Dear Car Talk: It used to be that we were told to keep our gas tanks at least half-full to prevent water condensation. Is this still good advice, or have there been changes made to newer vehicles that allow us to drive on empty? – Sabrina

Well, we know there haven’t been any changes made to water. But yes, there have been changes made to the vehicles.

Back in the Pleistocene Epoch – back when I had hair – gas tanks were vented directly into the atmosphere. The gas cap actually had a little pinhole in it. And as the engine sucked gasoline out of the tank, air would come in through that hole and fill that space that had been occupied by gasoline. Otherwise, your gas tank would crumple up and implode.

That outside air could get into the tank at all times, even when the car was parked. And it often had moisture in it. The fear was that the moisture would condense, and either you’d build up so much water that the car wouldn’t run, or you’d cause the gas tank to rust.

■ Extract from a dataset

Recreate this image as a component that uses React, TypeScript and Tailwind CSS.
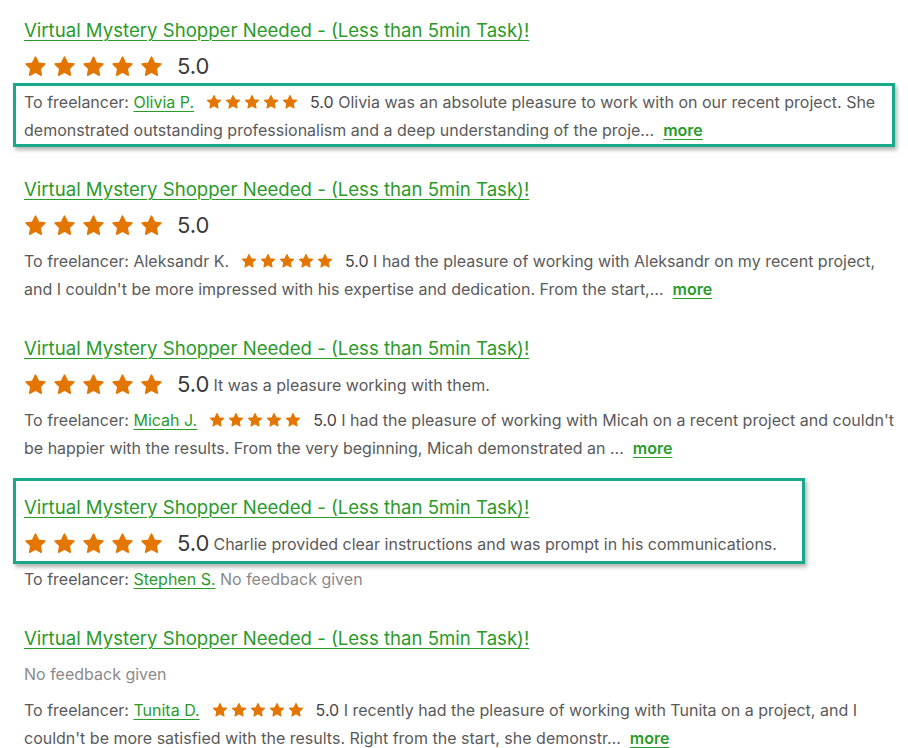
import React from "react";

const FONT = { fontFamily: 'Inter, "Liberation Sans", Arial, sans-serif' };

const Star = ({ size }: { size: number }) => (
  <svg
    width={size}
    height={size}
    viewBox="0 0 24 24"
    className="shrink-0"
    aria-hidden="true"
  >
    <path
      d="M12 2.2l3 6.3 6.9.9-5 4.8 1.2 6.9L12 17.8l-6.1 3.3 1.2-6.9-5-4.8 6.9-.9L12 2.2z"
      fill="#e37600"
      stroke="#e37600"
      strokeWidth="1.6"
      strokeLinejoin="round"
    />
  </svg>
);

const BigStars = () => (
  <div className="flex items-center gap-[6px]">
    {[0, 1, 2, 3, 4].map((i) => (
      <Star key={i} size={23} />
    ))}
  </div>
);

const SmallStars = () => (
  <span className="inline-flex items-center gap-[3px] align-[-2px] mx-[12px]">
    {[0, 1, 2, 3, 4].map((i) => (
      <Star key={i} size={16} />
    ))}
  </span>
);

const Title = () => (
  <div className="h-[28px] leading-[28px]">
    <a
      href="#"
      className="text-[18.6px] text-[#2a9b2a] underline underline-offset-[3px] decoration-[1px]"
    >
      Virtual Mystery Shopper Needed - (Less than 5min Task)!
    </a>
  </div>
);

const RatingRow = ({ comment }: { comment?: string }) => (
  <div className="flex items-center h-[28px]">
    <BigStars />
    <span className="ml-[14px] text-[22px] text-[#3a3a3a]">5.0</span>
    {comment && (
      <span className="ml-[4px] text-[16px] text-[#5a5a5a] mt-[2px]">
        {comment}
      </span>
    )}
  </div>
);

const More = () => (
  <a
    href="#"
    className="ml-[9px] text-[#2a9b2a] font-semibold underline underline-offset-[3px]"
  >
    more
  </a>
);

const Name = ({ name }: { name: string }) => (
  <a href="#" className="text-[#2a9b2a] underline underline-offset-[3px]">
    {name}
  </a>
);

const Feedback = ({
  name,
  linked = true,
  first,
  second,
}: {
  name: string;
  linked?: boolean;
  first: string;
  second: string;
}) => (
  <div className="text-[16px] leading-[28px] text-[#5a5a5a]">
    <div className="whitespace-nowrap">
      To freelancer: {linked ? <Name name={name} /> : name}
      <SmallStars />
      <span className="text-[#444]">5.0</span> {first}
    </div>
    <div className="whitespace-nowrap">
      {second}
      <More />
    </div>
  </div>
);

export default function App() {
  return (
    <div
      className="w-[908px] min-h-[748px] bg-white pl-[24px] pr-[6px] pt-[16px] flex flex-col gap-[31px]"
      style={FONT}
    >
      <section className="flex flex-col gap-[8px]">
        <Title />
        <RatingRow />
        <div className="relative">
          <div className="absolute -left-[11px] -top-[5px] -bottom-[3px] w-[882px] border-[3px] border-[#17a98a] shadow-[2px_3px_4px_rgba(0,0,0,0.3)] pointer-events-none" />
          <Feedback
            name="Olivia P."
            first="Olivia was an absolute pleasure to work with on our recent project. She"
            second="demonstrated outstanding professionalism and a deep understanding of the proje…"
          />
        </div>
      </section>

      <section className="flex flex-col gap-[8px]">
        <Title />
        <RatingRow />
        <Feedback
          name="Aleksandr K."
          linked={false}
          first="I had the pleasure of working with Aleksandr on my recent project,"
          second="and I couldn't be more impressed with his expertise and dedication. From the start,…"
        />
      </section>

      <section className="flex flex-col gap-[8px]">
        <Title />
        <RatingRow comment="It was a pleasure working with them." />
        <Feedback
          name="Micah J."
          first="I had the pleasure of working with Micah on a recent project and couldn't"
          second="be happier with the results. From the very beginning, Micah demonstrated an …"
        />
      </section>

      <section className="flex flex-col gap-[8px]">
        <div className="relative flex flex-col gap-[8px]">
          <div className="absolute -left-[11px] -top-[15px] -bottom-[7px] w-[792px] border-[3px] border-[#17a98a] shadow-[2px_3px_4px_rgba(0,0,0,0.3)] pointer-events-none" />
          <Title />
          <RatingRow comment="Charlie provided clear instructions and was prompt in his communications." />
        </div>
        <div className="text-[16px] leading-[28px] text-[#5a5a5a] whitespace-nowrap">
          To freelancer: <Name name="Stephen S." />{" "}
          <span className="text-[#8a8a8a]">No feedback given</span>
        </div>
      </section>

      <section className="flex flex-col gap-[8px]">
        <Title />
        <div className="h-[28px] leading-[28px] text-[16px] text-[#8a8a8a]">
          No feedback given
        </div>
        <Feedback
          name="Tunita D."
          first="I recently had the pleasure of working with Tunita on a project, and I"
          second="couldn't be more satisfied with the results. Right from the start, she demonstr…"
        />
      </section>
    </div>
  );
}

But those are no longer concerns. First of all, as the fuel pump pushes fuel out of a modern car’s tank, air to replace that volume is provided via an internal canister that’s part of the evaporative emissions system.

And, even though that stored air might contain a little bit of moisture, it lets in air only when it is needed. So the tank just isn’t exposed to nearly as much moisture.

Second, most modern gasolines are blended with alcohol, which holds water in suspension and allows it to be combusted along with the gasoline (what we used to call gas-line antifreeze, or “dry gas,” is just alcohol). So there’s little chance of water affecting performance.

And finally, most gas tanks are now plastic, so they don’t rust.

So can you now drive “on empty”? Well, I don’t think you’ll get very far on empty, Sabrina. But feel free to get as close to empty as you dare.